Dove vai quest'estate?

Pubblicato il 24-01-2013

di Flaminia Morandi

Nella tradizione cristiana i più accaniti viaggiatori sono stati i mistici e i “santi” in senso paolino: una vera e propria marea umana che soprattutto fra il IV e il XII secolo percorre incessantemente le strade dei paesi che si affacciano sul bacino del Mediterraneo, diretti a Gerusalemme, a Betlemme ma anche a Hebron e a Mambre, nei deserti d’Egitto, al Monte Nebo e al Sinai, ad Efeso sulla tomba di san Giovanni e dei Sette Dormienti, ad Edessa sul sepolcro di san Tommaso, a Costantinopoli per il culto di Cosma e Damiano, a Cartagine dove era venerato san Cipriano, a Roma dove erano morti martiri Pietro e Paolo. Sono uomini e donne, ricchi e poveri, istruiti e ignoranti, clerici e laici.

Ci sono molti motivi di viaggiare. Oggi spesso si viaggia per evadere, per curiosità, per desiderio di avventura, per moda e per vanteria. I mistici si mettevano in viaggio con lo spirito di Abramo, per rispondere alla chiamata di rompere con le certezze degli affetti e di una vita protetta dalle relazioni sociali, per vivere ovunque da stranieri, senza un luogo dove poggiare il capo.

La chiamata però, com’è costume di un Dio che s’è rivestito di carne e di storia, non arrivava nel vuoto, ma attraverso le situazioni concrete della vita. Ci si metteva in viaggio per sfuggire alle conseguenze di una diserzione non solo militare, ma civile e religiosa: il caso di Giovanni, il governatore di Syllaion che abbandona la Bitinia che sta per essere raggiunta dal comandante della flotta bizantina, e diventerà il monaco Antonio il Giovane; o il caso di Giovanni l’Esicasta che nel 490 fugge dall’Armenia dove era vescovo perché non sopportava la politica religiosa di Costantinopoli. Spesso la causa del viaggio era l’incontro fatale con un geron, un anziano monaco che aveva risvegliato una vocazione latente, e dietro alle cui orme ci si metteva in cammino.

Qualcuno fuggiva da un matrimonio imposto, come il caso di Cristodulo, XI secolo, fuggito il giorno stesso delle nozze dal suo villaggio in Bitinia per rifugiarsi sull’Olimpo, o di Costantino il Giudeo, IX secolo, che molla la fidanzata per andare a farsi battezzare dopo avere sperimentato la potenza del segno della croce. Anche Melania la Giovane, IV secolo, era stata sposata per motivi patrimoniali ad un giovane ricco come lei, Piniano: solo che Melania sentiva una fortissima vocazione al monachesimo e alla castità. il suo sogno era seguire le orme della nonna, pellegrina in Terra Santa. L’occasione arriva quando il barbaro Alarico entra a Roma: Melania, rivestita di poveri panni, asceta, riesce finalmente a partire distribuendo nel percorso le sue immense ricchezze e fondando monasteri lungo il suo itinerario: Sicilia, Africa, Gerusalemme, Egitto, Costantinopoli, Cappadocia.

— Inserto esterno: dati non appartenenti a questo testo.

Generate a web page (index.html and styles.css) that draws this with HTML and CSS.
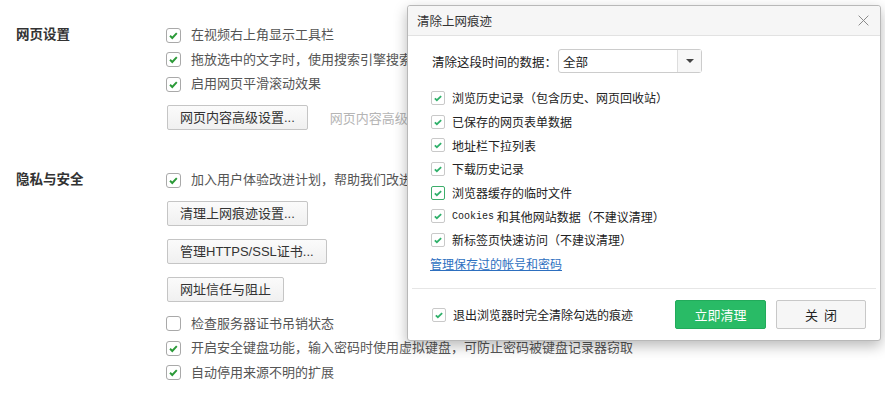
FILE: index.html
```html
<!DOCTYPE html>
<html lang="zh-CN">
<head>
  <meta charset="UTF-8">
  <title>设置</title>
  <link rel="stylesheet" href="styles.css">
</head>
<body>
  <div class="page">
    <section class="section first">
      <h3 class="section-title">网页设置</h3>
      <div class="section-body">
        <label class="opt"><span class="box on"><svg viewBox="0 0 15 15"><path d="M3.5 7.8l2.6 2.6 5.2-5.6"/></svg></span>在视频右上角显示工具栏</label>
        <label class="opt"><span class="box on"><svg viewBox="0 0 15 15"><path d="M3.5 7.8l2.6 2.6 5.2-5.6"/></svg></span>拖放选中的文字时，使用搜索引擎搜索</label>
        <label class="opt"><span class="box on"><svg viewBox="0 0 15 15"><path d="M3.5 7.8l2.6 2.6 5.2-5.6"/></svg></span>启用网页平滑滚动效果</label>
        <div class="btn-line">
          <button class="btn">网页内容高级设置...</button>
          <span class="hint">网页内容高级</span>
        </div>
      </div>
    </section>

    <section class="section second">
      <h3 class="section-title">隐私与安全</h3>
      <div class="section-body">
        <label class="opt"><span class="box on"><svg viewBox="0 0 15 15"><path d="M3.5 7.8l2.6 2.6 5.2-5.6"/></svg></span>加入用户体验改进计划，帮助我们改进</label>
        <button class="btn">清理上网痕迹设置...</button>
        <button class="btn">管理HTTPS/SSL证书...</button>
        <button class="btn">网址信任与阻止</button>
        <label class="opt"><span class="box"></span>检查服务器证书吊销状态</label>
        <label class="opt"><span class="box on"><svg viewBox="0 0 15 15"><path d="M3.5 7.8l2.6 2.6 5.2-5.6"/></svg></span>开启安全键盘功能，输入密码时使用虚拟键盘，可防止密码被键盘记录器窃取</label>
        <label class="opt"><span class="box on"><svg viewBox="0 0 15 15"><path d="M3.5 7.8l2.6 2.6 5.2-5.6"/></svg></span>自动停用来源不明的扩展</label>
      </div>
    </section>
  </div>

  <div class="dialog">
    <div class="dialog-head">
      <span class="dialog-title">清除上网痕迹</span>
      <svg class="close" viewBox="0 0 16 16"><path d="M2 2l12 12M14 2L2 14"/></svg>
    </div>
    <div class="dialog-body">
      <div class="range">
        <span class="range-label">清除这段时间的数据：</span>
        <div class="select">
          <span class="select-value">全部</span>
          <span class="select-arrow"><i></i></span>
        </div>
      </div>
      <ul class="items">
        <li><span class="mini"><svg viewBox="0 0 14 14"><path d="M3.3 7.3l2.4 2.3 5-4.8"/></svg></span>浏览历史记录（包含历史、网页回收站）</li>
        <li><span class="mini"><svg viewBox="0 0 14 14"><path d="M3.3 7.3l2.4 2.3 5-4.8"/></svg></span>已保存的网页表单数据</li>
        <li><span class="mini"><svg viewBox="0 0 14 14"><path d="M3.3 7.3l2.4 2.3 5-4.8"/></svg></span>地址栏下拉列表</li>
        <li><span class="mini"><svg viewBox="0 0 14 14"><path d="M3.3 7.3l2.4 2.3 5-4.8"/></svg></span>下载历史记录</li>
        <li><span class="mini focus"><svg viewBox="0 0 14 14"><path d="M3.3 7.3l2.4 2.3 5-4.8"/></svg></span>浏览器缓存的临时文件</li>
        <li><span class="mini"><svg viewBox="0 0 14 14"><path d="M3.3 7.3l2.4 2.3 5-4.8"/></svg></span><span class="mono">Cookies</span>&nbsp;和其他网站数据（不建议清理）</li>
        <li><span class="mini"><svg viewBox="0 0 14 14"><path d="M3.3 7.3l2.4 2.3 5-4.8"/></svg></span>新标签页快速访问（不建议清理）</li>
      </ul>
      <a class="manage" href="#">管理保存过的帐号和密码</a>
    </div>
    <div class="dialog-foot">
      <label class="foot-opt"><span class="mini"><svg viewBox="0 0 14 14"><path d="M3.3 7.3l2.4 2.3 5-4.8"/></svg></span>退出浏览器时完全清除勾选的痕迹</label>
      <button class="btn-green">立即清理</button>
      <button class="btn-close">关&nbsp;&nbsp;闭</button>
    </div>
  </div>
</body>
</html>
```

FILE: styles.css
```css
* {
  margin: 0;
  padding: 0;
  box-sizing: border-box;
}

html, body {
  background: #fff;
  overflow: hidden;
}

body {
  font-family: "Liberation Sans", "Noto Sans CJK SC", sans-serif;
  color: #555;
  font-size: 13px;
  width: 885px;
  height: 393px;
  position: relative;
}

.page {
  padding-left: 16px;
}

.section {
  display: flex;
}

.section.first {
  padding-top: 23px;
}

.section.second {
  padding-top: 38px;
}

.section-title {
  width: 150px;
  flex-shrink: 0;
  font-size: 13.5px;
  font-weight: bold;
  color: #333;
  line-height: 24px;
}

.section-body {
  display: flex;
  flex-direction: column;
  align-items: flex-start;
}

.opt {
  display: flex;
  align-items: center;
  height: 24.5px;
  white-space: nowrap;
  line-height: 24px;
}

.box {
  width: 15px;
  height: 15px;
  border: 1px solid #a9a9a9;
  border-radius: 3px;
  background: #fff;
  margin-right: 10px;
  display: flex;
}

.box svg {
  width: 13px;
  height: 13px;
  fill: none;
  stroke: #2b9a38;
  stroke-width: 2.2;
}

.btn {
  font-family: "Liberation Sans", "Noto Sans CJK SC", sans-serif;
  font-size: 13px;
  color: #333;
  height: 25px;
  padding: 0 12px;
  border: 1px solid #c5c5c5;
  border-radius: 2px;
  background: linear-gradient(#fbfbfb, #f0f0f0);
  margin-left: 1px;
  line-height: 23px;
}

.btn-line {
  display: flex;
  align-items: center;
  margin-top: 8.5px;
}

.hint {
  color: #b5b5b5;
  margin-left: 22px;
  white-space: nowrap;
}

.second .btn {
  margin-top: 13px;
}

.second .opt:first-child + .btn {
  margin-top: 8px;
}

.second .btn + .opt {
  margin-top: 10px;
}

/* dialog */
.dialog {
  position: absolute;
  left: 407px;
  top: 5px;
  width: 474px;
  height: 336px;
  background: #fff;
  border: 1px solid #b8b8b8;
  border-radius: 3px;
  box-shadow: 0 5px 14px rgba(0, 0, 0, 0.28);
  font-family: "Noto Sans CJK SC", sans-serif;
  font-size: 12px;
  color: #222;
  display: flex;
  flex-direction: column;
}

.dialog-head {
  height: 30px;
  background: #f6f6f6;
  border-bottom: 1px solid #e2e2e2;
  border-radius: 3px 3px 0 0;
  display: flex;
  align-items: center;
  justify-content: space-between;
  padding: 0 10px 0 9px;
}

.dialog-title {
  font-size: 12.5px;
  color: #333;
}

.close {
  width: 13px;
  height: 13px;
  fill: none;
  stroke: #888;
  stroke-width: 1.2;
}

.dialog-body {
  padding: 13px 0 0 24px;
  flex: 1;
}

.range {
  display: flex;
  align-items: center;
}

.range-label {
  font-size: 12.5px;
  width: 126px;
}

.select {
  width: 144px;
  height: 24px;
  border: 1px solid #ccc;
  border-radius: 3px;
  display: flex;
  align-items: center;
}

.select-value {
  flex: 1;
  padding-left: 4px;
  font-size: 12.5px;
}

.select-arrow {
  width: 24px;
  height: 100%;
  border-left: 1px solid #ddd;
  background: #f7f7f7;
  display: flex;
  align-items: center;
  justify-content: center;
}

.select-arrow i {
  border-left: 4px solid transparent;
  border-right: 4px solid transparent;
  border-top: 4px solid #444;
}

.items {
  list-style: none;
  margin-top: 13px;
  margin-left: -1px;
}

.items li {
  display: flex;
  align-items: center;
  height: 23.7px;
  white-space: nowrap;
}

.mini {
  width: 14px;
  height: 14px;
  border: 1px solid #c9c9c9;
  border-radius: 2px;
  margin-right: 7px;
  display: flex;
  background: #fff;
}

.mini.focus {
  border-color: #3dad6b;
}

.mini svg {
  width: 12px;
  height: 12px;
  fill: none;
  stroke: #2fb06a;
  stroke-width: 2;
}

.mono {
  font-family: "Liberation Mono", monospace;
  font-size: 10px;
}

.manage {
  display: inline-block;
  margin-left: -2px;
  margin-top: 4px;
  color: #2d6fbf;
  font-size: 12px;
  line-height: 16px;
}

.dialog-foot {
  margin: 0 4px;
  border-top: 1px solid #e6e6e6;
  height: 52px;
  display: flex;
  align-items: center;
  padding: 0 10px 0 20px;
}

.foot-opt {
  display: flex;
  align-items: center;
  flex: 1;
  font-size: 12px;
}

.btn-green {
  width: 91px;
  height: 29px;
  border: 1px solid #22ab5b;
  border-radius: 2px;
  background: #29bb66;
  color: #fff;
  font-family: "Noto Sans CJK SC", sans-serif;
  font-size: 13px;
}

.btn-close {
  width: 90px;
  height: 29px;
  margin-left: 10px;
  border: 1px solid #c8c8c8;
  border-radius: 2px;
  background: #f6f6f6;
  color: #222;
  font-family: "Noto Sans CJK SC", sans-serif;
  font-size: 13px;
}
```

I pellegrinaggi però sono il motivo di viaggio più frequente, attraverso i 78.000 kilometri di strade dell’Impero Romano e oltre i suoi confini, verso il Medio e l’Estremo Oriente. La misteriosa Egeria, IV secolo, probabilmente ricca, forse badessa, sicuramente molto curiosa e provvista di una buona resistenza fisica, del suo pellegrinaggio sui luoghi santi ci ha lasciato un diario, preziosissima fonte degli usi e costumi liturgici delle prime comunità cristiane.

Dopo il grande scisma, Oriente e Occidente si differenziano anche nel modo di concepire il pellegrinaggio A Occidente i pellegrini si organizzano per rendere il viaggio sempre più confortevole; ad Oriente mettersi in cammino per fede mantiene nel tempo un carattere vocazionale e interiore di rottura con la mentalità corrente, di rifiuto dell’ideologia, del potere politico, economico e sociale.
Indicativo è il diario di viaggio del vescovo Epifanio a Gerusalemme, nel 1416. Poche righe: “Da Novgorod a Velikia Louki, 300 verste. Da Louki a Polotsk, 180. Da Polotsk a Minsk, 200. Da Belgrado a Costantinopoli, 500. Da Novgorod a Costantinopoli, 2020. Da Costantinopoli a Gerusalemme, 1400. In tutto fa 3420 verste. Amen”. I luoghi non sono che le tappe di un itinerario sacro, le distanze percorse sono la misura della grazia, l’Amen finale il senso del viaggio all’interno di sé stesso, verso l’incontro con Chi dice: Io sono il cammino.